Last May, I drew attention to the case of Thorpe v HMRC, SpC 683, in which the taxpayer was seriously disadvantaged as a result of payments made from the pension scheme on the basis of a misunderstanding.
Mr Thorpe was the sole remaining member of the scheme and thought (or was advised) that because he was the only beneficiary, he could bring the scheme to an end under the rule in Saunders v Vautier and extract the whole of the fund.
Unfortunately, the rule in Saunders v Vautier did not apply because although Mr Thorpe was the only beneficiary at the time, it was possible that other beneficiaries could arise – he might marry or have dependents within the meaning of the scheme rules. He was therefore not entitled to the whole beneficial interest and could not call for a transfer of all the property to him. The payment to him was an unauthorised payment to which the 40 percent standing charge applied. The High Court have upheld this decision.
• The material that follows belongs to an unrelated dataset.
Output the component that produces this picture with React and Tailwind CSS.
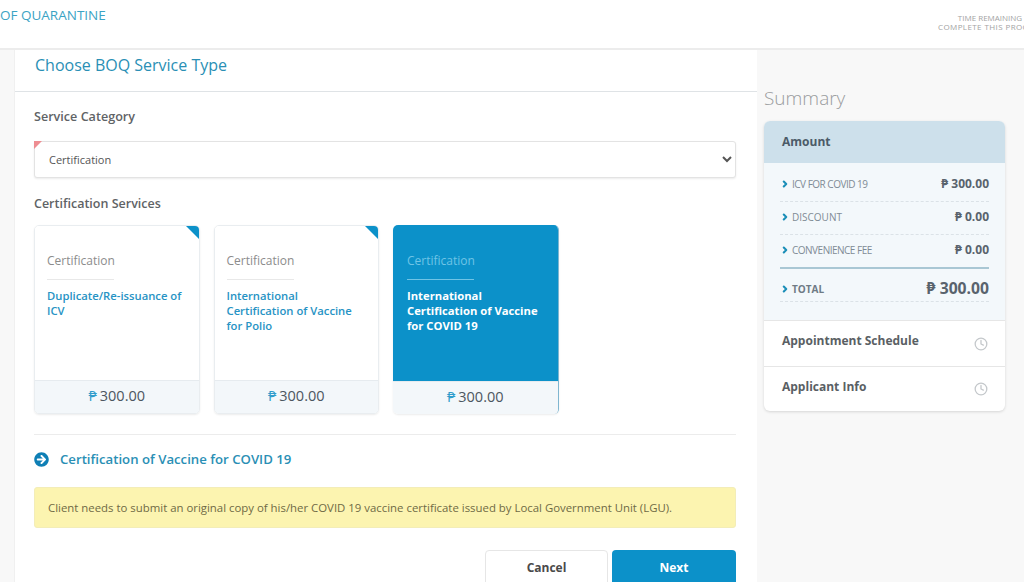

However, salvation is at hand. The High Court explained that when acting as a trustee, and sanctioning an unauthorised payment, Mr Thorpe committed a breach of trust. The money had been wrongly removed from the trust and he had held the sum as constructive trustee for the fund. Because he was accountable to the trust and was able and prepared to return the payment (with interest), there had been no taxable payment for the purposes of section 596A TA 1988. He should be taxed only on unauthorised payments that he was not able to return.